[Collected data]
● ● ●
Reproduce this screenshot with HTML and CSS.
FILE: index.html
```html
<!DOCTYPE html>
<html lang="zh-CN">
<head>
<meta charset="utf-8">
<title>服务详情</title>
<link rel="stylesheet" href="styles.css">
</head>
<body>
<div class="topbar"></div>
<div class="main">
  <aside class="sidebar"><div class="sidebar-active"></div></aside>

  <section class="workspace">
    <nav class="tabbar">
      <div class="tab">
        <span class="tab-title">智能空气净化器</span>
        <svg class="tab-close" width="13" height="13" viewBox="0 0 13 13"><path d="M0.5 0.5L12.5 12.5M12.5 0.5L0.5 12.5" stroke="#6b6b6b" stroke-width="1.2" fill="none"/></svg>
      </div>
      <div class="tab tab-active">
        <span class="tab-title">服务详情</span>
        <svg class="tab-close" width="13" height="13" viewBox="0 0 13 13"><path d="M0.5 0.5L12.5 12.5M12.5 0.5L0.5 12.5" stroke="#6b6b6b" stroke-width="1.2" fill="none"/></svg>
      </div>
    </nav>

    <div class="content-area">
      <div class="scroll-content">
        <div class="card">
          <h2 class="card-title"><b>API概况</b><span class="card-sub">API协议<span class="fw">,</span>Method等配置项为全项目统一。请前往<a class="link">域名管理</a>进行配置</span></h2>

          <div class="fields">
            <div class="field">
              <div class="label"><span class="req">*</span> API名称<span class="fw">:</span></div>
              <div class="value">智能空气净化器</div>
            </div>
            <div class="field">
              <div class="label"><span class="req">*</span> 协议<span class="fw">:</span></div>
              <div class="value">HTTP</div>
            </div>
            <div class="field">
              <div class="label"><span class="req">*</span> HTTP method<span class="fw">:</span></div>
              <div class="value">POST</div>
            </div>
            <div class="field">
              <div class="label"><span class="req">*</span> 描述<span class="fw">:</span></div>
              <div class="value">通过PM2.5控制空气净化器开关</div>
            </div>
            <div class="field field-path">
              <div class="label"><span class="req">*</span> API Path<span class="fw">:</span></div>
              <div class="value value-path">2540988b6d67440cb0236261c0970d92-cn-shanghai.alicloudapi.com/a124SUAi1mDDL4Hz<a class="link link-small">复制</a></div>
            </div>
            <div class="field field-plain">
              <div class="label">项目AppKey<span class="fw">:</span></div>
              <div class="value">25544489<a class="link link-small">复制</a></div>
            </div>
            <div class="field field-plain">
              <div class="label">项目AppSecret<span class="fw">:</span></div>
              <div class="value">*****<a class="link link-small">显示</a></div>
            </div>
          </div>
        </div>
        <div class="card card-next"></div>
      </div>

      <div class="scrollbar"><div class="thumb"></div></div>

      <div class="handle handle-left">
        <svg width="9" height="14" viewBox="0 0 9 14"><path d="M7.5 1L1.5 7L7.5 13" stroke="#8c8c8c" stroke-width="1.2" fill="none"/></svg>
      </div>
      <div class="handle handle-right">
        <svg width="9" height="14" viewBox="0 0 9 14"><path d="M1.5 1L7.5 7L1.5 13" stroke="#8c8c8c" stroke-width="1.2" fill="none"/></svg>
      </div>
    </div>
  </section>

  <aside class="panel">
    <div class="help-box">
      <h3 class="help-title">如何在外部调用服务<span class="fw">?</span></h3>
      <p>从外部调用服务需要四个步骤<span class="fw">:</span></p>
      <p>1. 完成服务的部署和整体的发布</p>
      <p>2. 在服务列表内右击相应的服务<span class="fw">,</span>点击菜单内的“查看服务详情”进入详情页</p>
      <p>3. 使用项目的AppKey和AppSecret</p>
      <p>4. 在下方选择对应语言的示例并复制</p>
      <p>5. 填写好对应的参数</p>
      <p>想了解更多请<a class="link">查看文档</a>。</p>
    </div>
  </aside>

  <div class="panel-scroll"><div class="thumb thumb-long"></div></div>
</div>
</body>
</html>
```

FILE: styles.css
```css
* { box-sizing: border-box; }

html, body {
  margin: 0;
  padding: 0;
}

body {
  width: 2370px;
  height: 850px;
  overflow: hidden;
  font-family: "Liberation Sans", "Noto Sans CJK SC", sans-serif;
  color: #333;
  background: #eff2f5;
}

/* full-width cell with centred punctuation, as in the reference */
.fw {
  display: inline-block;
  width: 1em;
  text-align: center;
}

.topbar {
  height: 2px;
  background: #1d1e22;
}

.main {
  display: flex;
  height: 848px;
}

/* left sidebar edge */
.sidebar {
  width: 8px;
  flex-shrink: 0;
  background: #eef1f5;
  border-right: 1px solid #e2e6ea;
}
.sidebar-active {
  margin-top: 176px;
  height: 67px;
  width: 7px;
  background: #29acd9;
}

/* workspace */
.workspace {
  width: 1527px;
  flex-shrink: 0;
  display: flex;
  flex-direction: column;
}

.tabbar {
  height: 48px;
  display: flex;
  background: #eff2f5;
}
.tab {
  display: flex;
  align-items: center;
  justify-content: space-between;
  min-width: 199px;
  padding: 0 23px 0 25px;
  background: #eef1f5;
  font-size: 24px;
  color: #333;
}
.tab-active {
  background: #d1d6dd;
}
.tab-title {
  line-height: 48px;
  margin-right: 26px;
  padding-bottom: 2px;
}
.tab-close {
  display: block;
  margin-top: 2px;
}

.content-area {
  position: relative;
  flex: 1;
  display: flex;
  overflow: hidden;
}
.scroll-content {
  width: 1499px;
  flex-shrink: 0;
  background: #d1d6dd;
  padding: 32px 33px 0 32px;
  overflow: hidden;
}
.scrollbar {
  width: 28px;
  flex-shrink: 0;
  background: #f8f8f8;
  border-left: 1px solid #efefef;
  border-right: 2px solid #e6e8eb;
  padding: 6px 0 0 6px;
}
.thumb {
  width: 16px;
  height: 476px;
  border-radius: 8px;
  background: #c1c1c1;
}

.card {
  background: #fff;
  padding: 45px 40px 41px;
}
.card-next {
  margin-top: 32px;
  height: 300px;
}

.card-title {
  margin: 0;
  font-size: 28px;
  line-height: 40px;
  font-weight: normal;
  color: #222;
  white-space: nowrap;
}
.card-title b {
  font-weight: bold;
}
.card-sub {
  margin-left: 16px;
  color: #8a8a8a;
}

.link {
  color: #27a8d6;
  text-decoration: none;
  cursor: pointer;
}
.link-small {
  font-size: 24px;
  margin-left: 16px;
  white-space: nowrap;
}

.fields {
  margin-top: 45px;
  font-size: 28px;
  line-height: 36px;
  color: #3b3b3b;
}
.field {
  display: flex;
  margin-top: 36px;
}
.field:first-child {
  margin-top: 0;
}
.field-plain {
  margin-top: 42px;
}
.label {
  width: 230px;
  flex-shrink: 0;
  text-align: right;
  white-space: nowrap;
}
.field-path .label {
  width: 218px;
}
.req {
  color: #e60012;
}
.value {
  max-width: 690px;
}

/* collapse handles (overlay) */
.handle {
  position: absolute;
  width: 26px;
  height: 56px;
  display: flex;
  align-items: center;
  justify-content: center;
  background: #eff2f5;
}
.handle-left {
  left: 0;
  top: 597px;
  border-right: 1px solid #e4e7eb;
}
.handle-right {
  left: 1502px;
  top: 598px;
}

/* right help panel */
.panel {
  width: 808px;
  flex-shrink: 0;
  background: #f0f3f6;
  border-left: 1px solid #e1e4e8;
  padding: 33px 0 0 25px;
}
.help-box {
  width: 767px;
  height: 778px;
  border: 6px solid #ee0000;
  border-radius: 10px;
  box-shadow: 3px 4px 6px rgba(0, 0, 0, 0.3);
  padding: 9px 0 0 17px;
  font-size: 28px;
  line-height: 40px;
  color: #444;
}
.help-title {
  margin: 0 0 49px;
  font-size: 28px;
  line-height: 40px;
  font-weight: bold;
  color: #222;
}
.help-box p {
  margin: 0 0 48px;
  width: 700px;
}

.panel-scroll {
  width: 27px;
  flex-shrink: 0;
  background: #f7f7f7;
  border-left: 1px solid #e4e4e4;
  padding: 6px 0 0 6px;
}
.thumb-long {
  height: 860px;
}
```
● ● ●
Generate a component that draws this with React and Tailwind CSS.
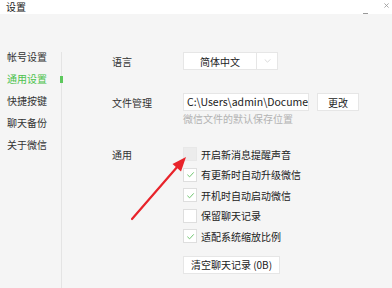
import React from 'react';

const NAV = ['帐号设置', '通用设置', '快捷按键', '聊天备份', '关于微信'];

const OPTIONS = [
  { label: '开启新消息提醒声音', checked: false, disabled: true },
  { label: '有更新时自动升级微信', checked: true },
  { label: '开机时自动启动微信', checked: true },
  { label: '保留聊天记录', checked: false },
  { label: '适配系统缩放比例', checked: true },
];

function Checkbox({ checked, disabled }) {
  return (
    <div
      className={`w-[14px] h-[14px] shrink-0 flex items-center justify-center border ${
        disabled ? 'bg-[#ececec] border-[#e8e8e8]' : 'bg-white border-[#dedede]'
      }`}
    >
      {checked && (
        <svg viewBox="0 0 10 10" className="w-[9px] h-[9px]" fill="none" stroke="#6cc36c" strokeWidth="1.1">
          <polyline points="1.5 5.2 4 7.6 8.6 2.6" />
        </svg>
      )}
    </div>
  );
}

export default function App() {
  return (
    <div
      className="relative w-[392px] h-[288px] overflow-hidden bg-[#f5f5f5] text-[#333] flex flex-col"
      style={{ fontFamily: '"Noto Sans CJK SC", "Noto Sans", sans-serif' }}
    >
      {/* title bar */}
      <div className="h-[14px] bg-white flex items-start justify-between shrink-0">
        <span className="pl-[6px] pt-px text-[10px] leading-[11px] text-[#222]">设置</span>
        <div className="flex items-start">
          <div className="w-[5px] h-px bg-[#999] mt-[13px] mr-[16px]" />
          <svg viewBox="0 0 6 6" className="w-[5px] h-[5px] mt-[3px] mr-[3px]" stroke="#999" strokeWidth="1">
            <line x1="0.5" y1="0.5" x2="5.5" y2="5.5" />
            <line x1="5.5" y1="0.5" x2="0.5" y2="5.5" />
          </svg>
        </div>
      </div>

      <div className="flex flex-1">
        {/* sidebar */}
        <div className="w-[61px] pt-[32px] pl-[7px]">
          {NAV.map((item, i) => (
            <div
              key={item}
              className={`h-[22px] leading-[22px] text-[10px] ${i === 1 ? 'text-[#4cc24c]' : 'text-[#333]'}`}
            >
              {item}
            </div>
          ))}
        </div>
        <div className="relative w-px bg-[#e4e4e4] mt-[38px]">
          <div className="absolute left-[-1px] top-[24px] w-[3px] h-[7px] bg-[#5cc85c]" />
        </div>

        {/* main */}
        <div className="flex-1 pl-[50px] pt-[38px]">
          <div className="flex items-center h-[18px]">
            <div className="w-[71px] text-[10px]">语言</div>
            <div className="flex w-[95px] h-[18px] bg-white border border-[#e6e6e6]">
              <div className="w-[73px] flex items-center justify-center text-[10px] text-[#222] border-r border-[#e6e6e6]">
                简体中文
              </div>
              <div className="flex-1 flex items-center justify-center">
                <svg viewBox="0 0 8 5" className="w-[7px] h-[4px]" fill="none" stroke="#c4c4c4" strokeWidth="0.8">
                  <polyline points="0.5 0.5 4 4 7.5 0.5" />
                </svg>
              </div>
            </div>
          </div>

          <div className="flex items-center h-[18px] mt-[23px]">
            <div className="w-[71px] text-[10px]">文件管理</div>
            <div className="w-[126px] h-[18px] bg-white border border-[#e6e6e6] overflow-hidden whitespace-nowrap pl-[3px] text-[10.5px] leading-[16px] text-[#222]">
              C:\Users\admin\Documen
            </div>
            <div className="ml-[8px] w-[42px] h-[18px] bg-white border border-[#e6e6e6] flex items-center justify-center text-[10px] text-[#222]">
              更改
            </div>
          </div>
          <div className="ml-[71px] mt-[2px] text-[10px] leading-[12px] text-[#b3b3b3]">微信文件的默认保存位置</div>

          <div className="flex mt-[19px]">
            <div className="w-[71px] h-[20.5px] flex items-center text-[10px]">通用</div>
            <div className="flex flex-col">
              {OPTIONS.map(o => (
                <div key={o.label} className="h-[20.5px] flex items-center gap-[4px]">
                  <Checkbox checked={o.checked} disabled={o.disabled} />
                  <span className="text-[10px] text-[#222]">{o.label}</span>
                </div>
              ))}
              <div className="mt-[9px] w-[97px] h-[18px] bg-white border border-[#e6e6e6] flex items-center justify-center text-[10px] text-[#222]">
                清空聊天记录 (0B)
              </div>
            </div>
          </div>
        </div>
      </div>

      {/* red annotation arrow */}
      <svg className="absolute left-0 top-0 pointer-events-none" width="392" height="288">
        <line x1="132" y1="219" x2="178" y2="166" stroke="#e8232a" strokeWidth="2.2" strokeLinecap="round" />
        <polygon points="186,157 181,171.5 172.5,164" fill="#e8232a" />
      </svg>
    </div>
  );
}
● ● ●
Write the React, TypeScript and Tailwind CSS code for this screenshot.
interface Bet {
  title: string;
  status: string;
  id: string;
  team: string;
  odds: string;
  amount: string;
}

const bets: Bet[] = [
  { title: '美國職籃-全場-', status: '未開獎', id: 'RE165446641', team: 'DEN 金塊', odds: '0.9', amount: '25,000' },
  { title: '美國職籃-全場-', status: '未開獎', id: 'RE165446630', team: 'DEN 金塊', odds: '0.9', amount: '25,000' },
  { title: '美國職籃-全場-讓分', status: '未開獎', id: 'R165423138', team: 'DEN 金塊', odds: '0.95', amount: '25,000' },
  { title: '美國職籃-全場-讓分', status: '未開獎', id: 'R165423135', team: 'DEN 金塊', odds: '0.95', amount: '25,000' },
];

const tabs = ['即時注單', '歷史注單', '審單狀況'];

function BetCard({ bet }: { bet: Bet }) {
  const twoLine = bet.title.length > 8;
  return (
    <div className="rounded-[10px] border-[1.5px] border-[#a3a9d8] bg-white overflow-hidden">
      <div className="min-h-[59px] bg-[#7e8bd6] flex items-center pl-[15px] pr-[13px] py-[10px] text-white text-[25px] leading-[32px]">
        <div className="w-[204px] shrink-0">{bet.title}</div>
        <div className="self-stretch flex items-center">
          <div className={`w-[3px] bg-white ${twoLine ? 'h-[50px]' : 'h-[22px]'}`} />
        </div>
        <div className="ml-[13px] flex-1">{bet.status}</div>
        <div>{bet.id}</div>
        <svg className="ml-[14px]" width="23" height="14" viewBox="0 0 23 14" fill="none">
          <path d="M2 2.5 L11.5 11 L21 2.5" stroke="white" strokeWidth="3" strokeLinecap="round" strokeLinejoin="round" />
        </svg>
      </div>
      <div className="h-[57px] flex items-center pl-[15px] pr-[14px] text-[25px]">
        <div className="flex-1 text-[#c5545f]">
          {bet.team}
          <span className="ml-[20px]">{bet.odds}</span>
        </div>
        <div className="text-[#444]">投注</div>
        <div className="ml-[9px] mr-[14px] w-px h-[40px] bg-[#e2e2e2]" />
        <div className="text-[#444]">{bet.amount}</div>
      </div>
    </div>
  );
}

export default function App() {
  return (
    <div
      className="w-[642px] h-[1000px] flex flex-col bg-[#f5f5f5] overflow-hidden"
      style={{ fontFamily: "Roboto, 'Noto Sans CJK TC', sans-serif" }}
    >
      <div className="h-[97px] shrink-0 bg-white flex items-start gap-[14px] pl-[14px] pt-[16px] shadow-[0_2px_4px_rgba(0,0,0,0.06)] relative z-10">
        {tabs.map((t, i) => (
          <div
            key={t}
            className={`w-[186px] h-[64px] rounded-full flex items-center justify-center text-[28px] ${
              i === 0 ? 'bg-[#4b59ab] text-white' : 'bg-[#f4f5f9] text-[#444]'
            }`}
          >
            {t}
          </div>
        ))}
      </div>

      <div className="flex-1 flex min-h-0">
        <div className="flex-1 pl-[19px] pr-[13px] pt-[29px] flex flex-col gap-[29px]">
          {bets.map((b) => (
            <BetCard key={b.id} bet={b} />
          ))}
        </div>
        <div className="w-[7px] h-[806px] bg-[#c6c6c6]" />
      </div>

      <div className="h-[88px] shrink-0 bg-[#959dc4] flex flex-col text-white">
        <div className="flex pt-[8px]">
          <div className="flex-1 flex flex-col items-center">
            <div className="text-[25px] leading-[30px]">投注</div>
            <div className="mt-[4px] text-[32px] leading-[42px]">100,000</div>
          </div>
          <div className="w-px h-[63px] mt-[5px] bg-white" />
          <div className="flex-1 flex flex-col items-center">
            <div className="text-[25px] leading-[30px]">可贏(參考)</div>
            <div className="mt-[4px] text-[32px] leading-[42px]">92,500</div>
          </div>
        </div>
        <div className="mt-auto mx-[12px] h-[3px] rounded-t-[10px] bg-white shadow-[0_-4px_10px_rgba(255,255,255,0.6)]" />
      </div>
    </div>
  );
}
● ● ●
▸ **Job**: Quote exactly what appears from the line containing "Generate a component" through the line containing "const NAV = ['帐号设置', '通用设置', '快捷按键', '聊天备份', '关于微信'];", both included, except for the pictures, and nothing more.

▸ **Written solution**:
Generate a component that draws this with React and Tailwind CSS.
import React from 'react';

const NAV = ['帐号设置', '通用设置', '快捷按键', '聊天备份', '关于微信'];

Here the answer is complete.